1.07.2018

rip fred bass, who gave nyc a priceless gift


Is there a New Yorker alive who hasn't spend time in The Strand? A New York City tourist who didn't thrill to their first visit to The Strand? The man who gave NYC this unique gift died recently at the age of 89. Although his father founded the store, Fred Bass made it the book-lovers' mecca that it came to be.

Here you can see the
ever-present he outdoor shelves.
I won't recount my memories of the hours I've spent in The Strand, because I'm sure they're no different than anyone else's. After we moved to Canada, a wmtc reader told me the store had been ruined. I returned to find an elevator had been installed, and the public washrooms changed from nauseatingly dirty to liveable. There was a cafe, better lighting, and new books, at a discount. Not ruined. Just a bit modernized.

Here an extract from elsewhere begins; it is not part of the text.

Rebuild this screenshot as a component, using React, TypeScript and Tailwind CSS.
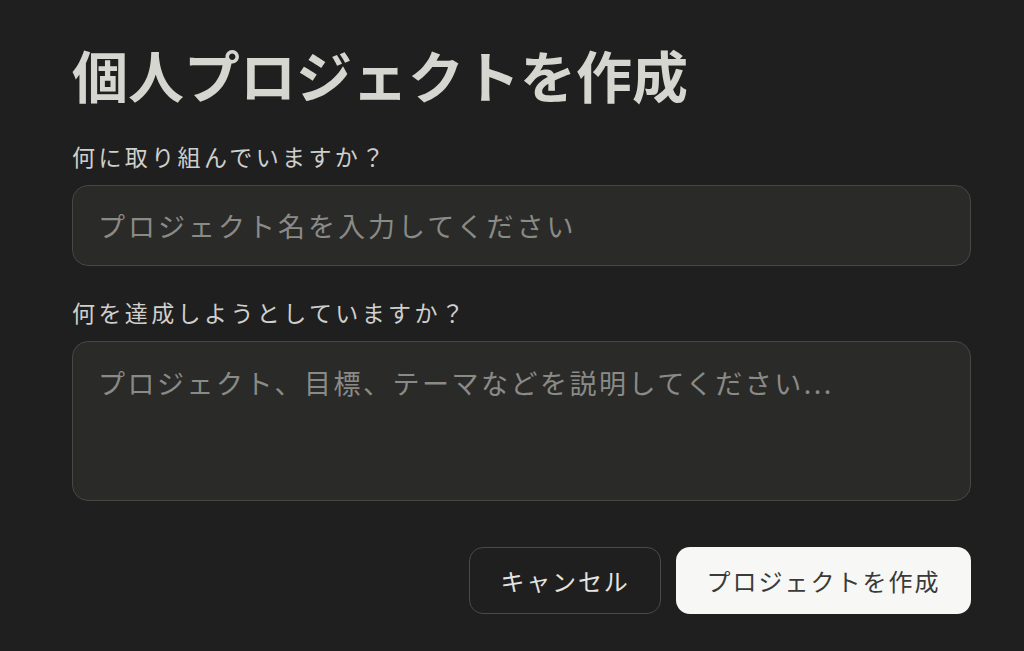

The Strand was always expanding. It was like the expanding universe of books. You might think The Strand contained every homeless book the store took in -- but you'd be wrong. In this obituary, Bass is quoted from 1977:
I get an attack, something like a panic, of book-buying. I simply must keep fresh used books flowing over my shelves. And every day the clerks weed out the unsalable stuff from the shelves and bins and we throw it out. Tons of dead books go out nightly. And I bought ’em. But I just have to make room for fresh stock to keep the shelves lively.
Book lovers, do yourself a favour: go to the New York Times obituary, read it, look at the photos, and say goodbye to the man who gave us this special place.


1 comment:

johngoldfine said...

http://www.thecrimson.com/article/1962/4/9/boston-redevelopment-will-claim-historic-sites/

If the books were not enough to knock out an eleven year-old who'd found his way on the MTA into Boston from suburban Brookline, the tunnel under the street connecting the Brattle and the Cornhill book shops certainly was. A few years later, the summer before the old streets were finally torn up to make way for the brutalitarian Government Center, I was working as an office boy and, after my lunch and losing a few hours' wages in the pinball emporium, I'd stop at the Cornhill for a lookaround.